Behind a computer screen in my tiny bedroom, I had to educate myself, learning as much as I could to become a better resource for our students and families. 

At EPIC, we spend a lot of time brainstorming, developing, and implementing unique learning and behavioral strategies for each of our students. During my group literacy lessons and one-on-one Zoom sessions, I learned to adapt these tools to remote learning. 

For example, if one of my students was consistently straying off-task, playing with the buttons on Zoom, I’d say, “Hey, do you need a two-minute break?” This is a common tool we use in our physical space. When the student returned from the break, I’d do a quick focus check-in, and we were typically good to go.  

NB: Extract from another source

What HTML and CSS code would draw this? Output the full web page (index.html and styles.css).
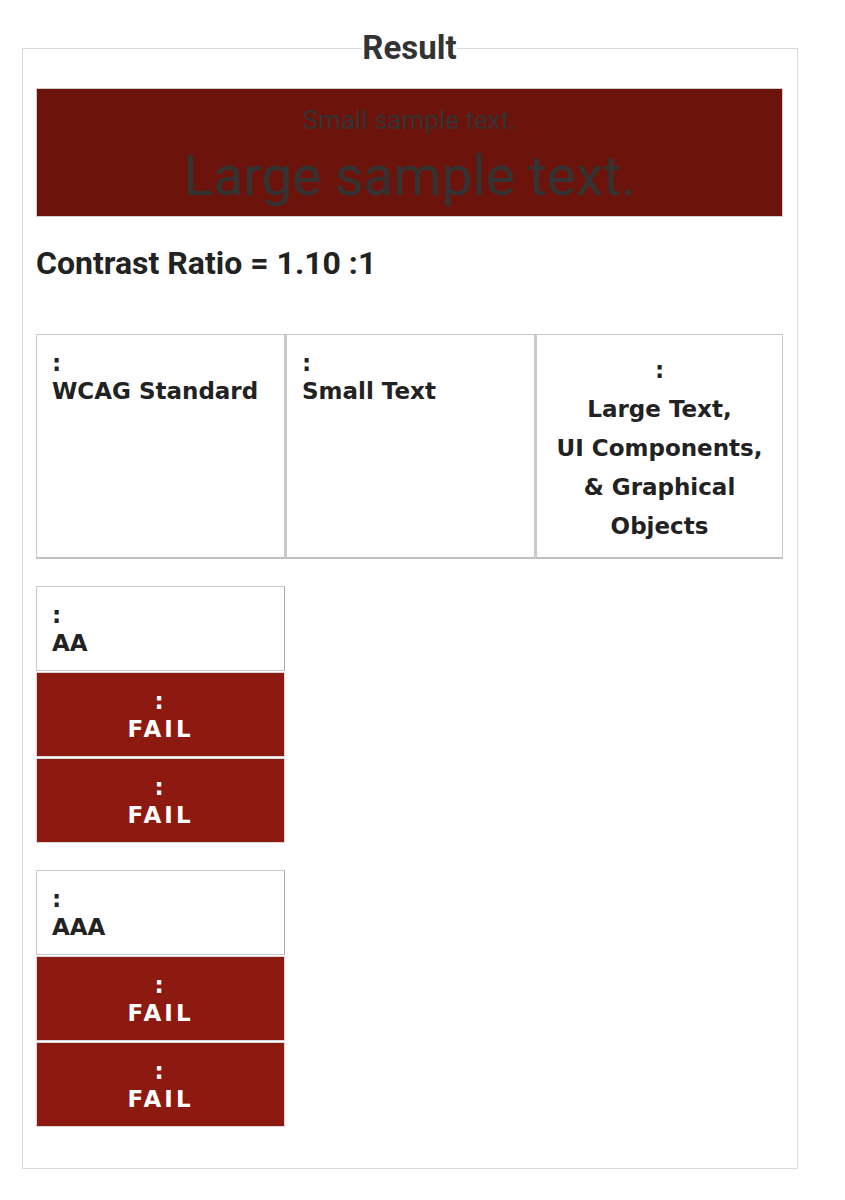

One major way I was able to build relationships with students was by consistently praising their hard work as we created something bigger together. This was particularly true during our fantasy writing unit. One student worked incredibly hard on her piece, but feelings of discouragement lingered. By talking openly about the confidence issues at hand and praising all the work she did independently, we were able to work together to complete her fantastic story, which she proudly shared with all her classmates and teachers at our Zoom publishing party. 

Since day one of remote learning, I have seen every staff member at EPIC giving their all so that each student succeeds to the best of their ability. Being a part of such a dedicated and ambitious team makes it easy to want to be an educator. Something I am taking away from remote learning, that I believe will make me a much better community member, is that it’s important to listen and learn from everyone: outside resources, students, families, and staff members. It’s been a journey watching all of us grow during distance learning, and I can’t wait to see how we grow moving forward.